Exercise prompt: Output all the data exactly. Pictures do not belong in the copy.

-- start Collected material --

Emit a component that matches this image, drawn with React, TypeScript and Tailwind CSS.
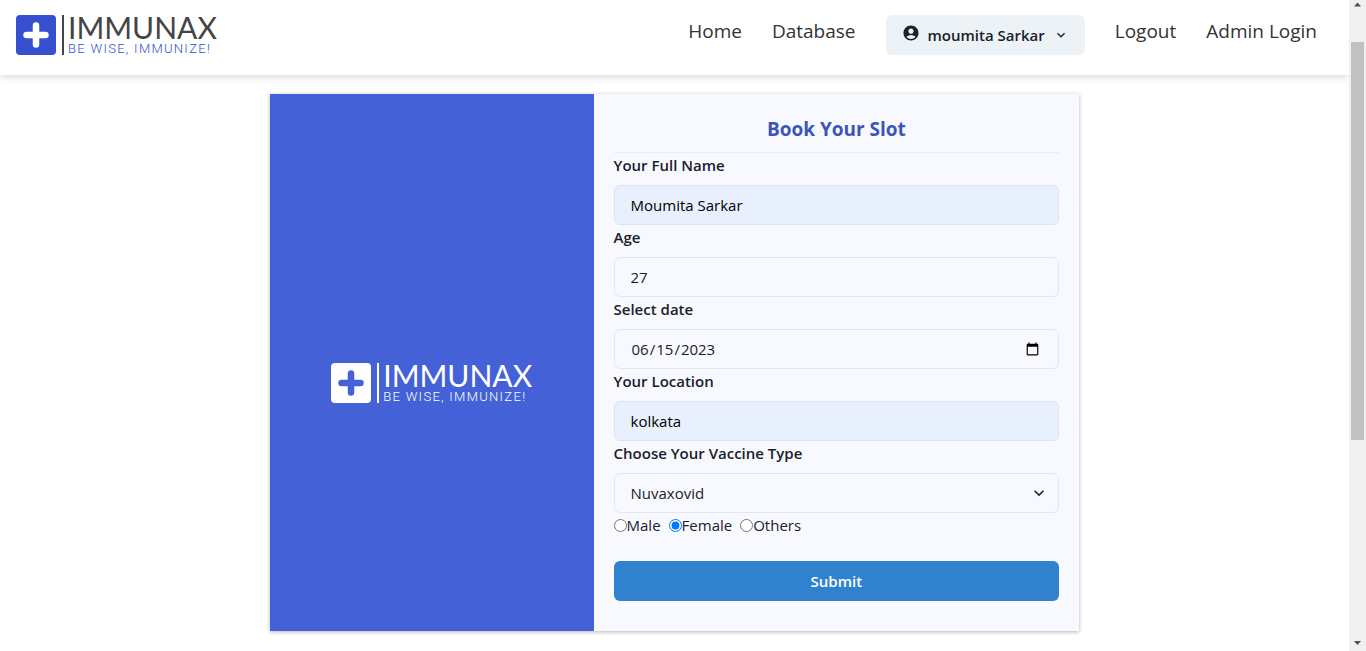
import { useId } from "react";
import type { InputHTMLAttributes, ReactNode } from "react";
import { MdAccountCircle } from "react-icons/md";

function Logo({ inverted = false }: { inverted?: boolean }) {
  return (
    <div className="flex h-10 shrink-0 gap-1">
      <svg viewBox="0 0 48 40" className="h-10 w-12" aria-hidden="true">
        <rect width="40" height="40" rx="4" className={inverted ? "fill-white" : "fill-[#3650d0]"} />
        <path
          d="M20 10.500v19M10.500 20h19"
          fill="none"
          strokeWidth="6.500"
          strokeLinecap="round"
          className={inverted ? "stroke-[#4461d7]" : "stroke-white"}
        />
        <rect x="46" width="2" height="40" className={inverted ? "fill-white" : "fill-[#454545]"} />
      </svg>
      <div className="flex flex-col whitespace-nowrap">
        <span
          className={
            inverted
              ? "font-['Lato',sans-serif] text-[30px] leading-[24px] text-white"
              : "font-['Lato',sans-serif] text-[30px] leading-[24px] text-[#454545]"
          }
        >
          IMMUNAX
        </span>
        <span
          className={
            inverted
              ? "font-['Roboto',sans-serif] text-[13px] leading-[20px] font-light tracking-widest text-white"
              : "font-['Roboto',sans-serif] text-[13px] leading-[20px] font-light tracking-widest text-[#3650d0]"
          }
        >
          BE WISE, IMMUNIZE!
        </span>
      </div>
    </div>
  );
}

function Chevron({ className }: { className: string }) {
  return (
    <svg viewBox="0 0 24 24" className={className} aria-hidden="true">
      <path fill="currentColor" d="M16.59 8.59L12 13.17 7.41 8.59 6 10l6 6 6-6z" />
    </svg>
  );
}

function NavLink({ children }: { children: ReactNode }) {
  return (
    <a href="#" className="text-[19px] leading-[32px] text-[#333]">
      {children}
    </a>
  );
}

type FieldProps = InputHTMLAttributes<HTMLInputElement> & { label: string; filled?: boolean };

function Field({ label, filled = false, ...rest }: FieldProps) {
  const id = useId();
  return (
    <div>
      <label htmlFor={id} className="mb-2 block leading-6 font-semibold">
        {label}
      </label>
      <input
        id={id}
        {...rest}
        className={
          filled
            ? "block h-10 w-full rounded-md border border-[#dde4ef] bg-[#e8f0fe] px-4 text-black"
            : "block h-10 w-full rounded-md border border-[#e2e8f0] bg-transparent px-4"
        }
      />
    </div>
  );
}

function Radio({ label, checked = false }: { label: string; checked?: boolean }) {
  return (
    <label className="flex items-center">
      <input type="radio" name="gender" defaultChecked={checked} className="size-[13px]" />
      {label}
    </label>
  );
}

function Scrollbar() {
  return (
    <div aria-hidden="true" className="sticky top-0 flex h-screen w-[17px] shrink-0 flex-col items-center bg-[#f0f0f0]">
      <svg viewBox="0 0 17 17" className="size-[17px] shrink-0">
        <path d="M5 6.500h7L8.500 2.500z" className="fill-[#505050]" />
      </svg>
      <div className="grow-[25]" />
      <div className="w-[13px] grow-[398] bg-[#c1c1c1]" />
      <div className="grow-[194]" />
      <svg viewBox="0 0 17 17" className="size-[17px] shrink-0">
        <path d="M5 7h7l-3.500 4z" className="fill-[#505050]" />
      </svg>
    </div>
  );
}

export default function App() {
  return (
    <div className="flex bg-white font-['Open_Sans','Noto_Sans',sans-serif] text-[15px] text-[#1a202c]">
      <div className="min-w-0 grow pb-5">
        <header className="flex h-[75px] items-start justify-between pt-[15px] pr-8 pl-4 shadow-[0_2px_8px_rgba(0,0,0,0.15)]">
          <Logo />
          <nav className="flex items-start gap-[30px]">
            <NavLink>Home</NavLink>
            <NavLink>Database</NavLink>
            <button
              type="button"
              className="flex h-10 items-center gap-2 rounded-md bg-[#edf2f7] px-4 font-semibold"
            >
              <MdAccountCircle className="mb-1 size-[18px]" />
              moumita Sarkar
              <Chevron className="size-4" />
            </button>
            <NavLink>Logout</NavLink>
            <NavLink>Admin Login</NavLink>
          </nav>
        </header>

        <main className="mx-auto mt-[19px] flex w-3/5 shadow-[0_1px_4px_rgba(0,0,0,0.3)]">
          <section className="flex w-2/5 items-center justify-center bg-[#4461d7] pt-10">
            <Logo inverted />
          </section>
          <form className="w-3/5 bg-[#f8f9ff] px-5 pt-5 pb-[30px]">
            <h1 className="mb-2 text-center text-[19px] leading-[30px] font-bold text-[#3c55b9]">Book Your Slot</h1>
            <hr className="border-[#e9ebf3]" />
            <Field label="Your Full Name" defaultValue="Moumita Sarkar" filled />
            <Field label="Age" inputMode="numeric" defaultValue="27" />
            <Field label="Select date" type="date" defaultValue="2023-06-15" />
            <Field label="Your Location" defaultValue="kolkata" filled />
            <label htmlFor="vaccine" className="mb-2 block leading-6 font-semibold">
              Choose Your Vaccine Type
            </label>
            <div className="relative">
              <select
                id="vaccine"
                className="block h-10 w-full appearance-none rounded-md border border-[#e2e8f0] bg-transparent px-4"
              >
                <option>Nuvaxovid</option>
              </select>
              <Chevron className="pointer-events-none absolute top-[10px] right-[10px] size-5" />
            </div>
            <div className="flex h-6 gap-2">
              <Radio label="Male" />
              <Radio label="Female" checked />
              <Radio label="Others" />
            </div>
            <button type="submit" className="mt-6 h-10 w-full rounded-md bg-[#3182ce] font-semibold text-white">
              Submit
            </button>
          </form>
        </main>
      </div>
      <Scrollbar />
    </div>
  );
}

-- end Collected material --

Answer to this exercise:
Emit a component that matches this image, drawn with React, TypeScript and Tailwind CSS.
import { useId } from "react";
import type { InputHTMLAttributes, ReactNode } from "react";
import { MdAccountCircle } from "react-icons/md";

function Logo({ inverted = false }: { inverted?: boolean }) {
  return (
    <div className="flex h-10 shrink-0 gap-1">
      <svg viewBox="0 0 48 40" className="h-10 w-12" aria-hidden="true">
        <rect width="40" height="40" rx="4" className={inverted ? "fill-white" : "fill-[#3650d0]"} />
        <path
          d="M20 10.500v19M10.500 20h19"
          fill="none"
          strokeWidth="6.500"
          strokeLinecap="round"
          className={inverted ? "stroke-[#4461d7]" : "stroke-white"}
        />
        <rect x="46" width="2" height="40" className={inverted ? "fill-white" : "fill-[#454545]"} />
      </svg>
      <div className="flex flex-col whitespace-nowrap">
        <span
          className={
            inverted
              ? "font-['Lato',sans-serif] text-[30px] leading-[24px] text-white"
              : "font-['Lato',sans-serif] text-[30px] leading-[24px] text-[#454545]"
          }
        >
          IMMUNAX
        </span>
        <span
          className={
            inverted
              ? "font-['Roboto',sans-serif] text-[13px] leading-[20px] font-light tracking-widest text-white"
              : "font-['Roboto',sans-serif] text-[13px] leading-[20px] font-light tracking-widest text-[#3650d0]"
          }
        >
          BE WISE, IMMUNIZE!
        </span>
      </div>
    </div>
  );
}

function Chevron({ className }: { className: string }) {
  return (
    <svg viewBox="0 0 24 24" className={className} aria-hidden="true">
      <path fill="currentColor" d="M16.59 8.59L12 13.17 7.41 8.59 6 10l6 6 6-6z" />
    </svg>
  );
}

function NavLink({ children }: { children: ReactNode }) {
  return (
    <a href="#" className="text-[19px] leading-[32px] text-[#333]">
      {children}
    </a>
  );
}

type FieldProps = InputHTMLAttributes<HTMLInputElement> & { label: string; filled?: boolean };

function Field({ label, filled = false, ...rest }: FieldProps) {
  const id = useId();
  return (
    <div>
      <label htmlFor={id} className="mb-2 block leading-6 font-semibold">
        {label}
      </label>
      <input
        id={id}
        {...rest}
        className={
          filled
            ? "block h-10 w-full rounded-md border border-[#dde4ef] bg-[#e8f0fe] px-4 text-black"
            : "block h-10 w-full rounded-md border border-[#e2e8f0] bg-transparent px-4"
        }
      />
    </div>
  );
}

function Radio({ label, checked = false }: { label: string; checked?: boolean }) {
  return (
    <label className="flex items-center">
      <input type="radio" name="gender" defaultChecked={checked} className="size-[13px]" />
      {label}
    </label>
  );
}

function Scrollbar() {
  return (
    <div aria-hidden="true" className="sticky top-0 flex h-screen w-[17px] shrink-0 flex-col items-center bg-[#f0f0f0]">
      <svg viewBox="0 0 17 17" className="size-[17px] shrink-0">
        <path d="M5 6.500h7L8.500 2.500z" className="fill-[#505050]" />
      </svg>
      <div className="grow-[25]" />
      <div className="w-[13px] grow-[398] bg-[#c1c1c1]" />
      <div className="grow-[194]" />
      <svg viewBox="0 0 17 17" className="size-[17px] shrink-0">
        <path d="M5 7h7l-3.500 4z" className="fill-[#505050]" />
      </svg>
    </div>
  );
}

export default function App() {
  return (
    <div className="flex bg-white font-['Open_Sans','Noto_Sans',sans-serif] text-[15px] text-[#1a202c]">
      <div className="min-w-0 grow pb-5">
        <header className="flex h-[75px] items-start justify-between pt-[15px] pr-8 pl-4 shadow-[0_2px_8px_rgba(0,0,0,0.15)]">
          <Logo />
          <nav className="flex items-start gap-[30px]">
            <NavLink>Home</NavLink>
            <NavLink>Database</NavLink>
            <button
              type="button"
              className="flex h-10 items-center gap-2 rounded-md bg-[#edf2f7] px-4 font-semibold"
            >
              <MdAccountCircle className="mb-1 size-[18px]" />
              moumita Sarkar
              <Chevron className="size-4" />
            </button>
            <NavLink>Logout</NavLink>
            <NavLink>Admin Login</NavLink>
          </nav>
        </header>

        <main className="mx-auto mt-[19px] flex w-3/5 shadow-[0_1px_4px_rgba(0,0,0,0.3)]">
          <section className="flex w-2/5 items-center justify-center bg-[#4461d7] pt-10">
            <Logo inverted />
          </section>
          <form className="w-3/5 bg-[#f8f9ff] px-5 pt-5 pb-[30px]">
            <h1 className="mb-2 text-center text-[19px] leading-[30px] font-bold text-[#3c55b9]">Book Your Slot</h1>
            <hr className="border-[#e9ebf3]" />
            <Field label="Your Full Name" defaultValue="Moumita Sarkar" filled />
            <Field label="Age" inputMode="numeric" defaultValue="27" />
            <Field label="Select date" type="date" defaultValue="2023-06-15" />
            <Field label="Your Location" defaultValue="kolkata" filled />
            <label htmlFor="vaccine" className="mb-2 block leading-6 font-semibold">
              Choose Your Vaccine Type
            </label>
            <div className="relative">
              <select
                id="vaccine"
                className="block h-10 w-full appearance-none rounded-md border border-[#e2e8f0] bg-transparent px-4"
              >
                <option>Nuvaxovid</option>
              </select>
              <Chevron className="pointer-events-none absolute top-[10px] right-[10px] size-5" />
            </div>
            <div className="flex h-6 gap-2">
              <Radio label="Male" />
              <Radio label="Female" checked />
              <Radio label="Others" />
            </div>
            <button type="submit" className="mt-6 h-10 w-full rounded-md bg-[#3182ce] font-semibold text-white">
              Submit
            </button>
          </form>
        </main>
      </div>
      <Scrollbar />
    </div>
  );
}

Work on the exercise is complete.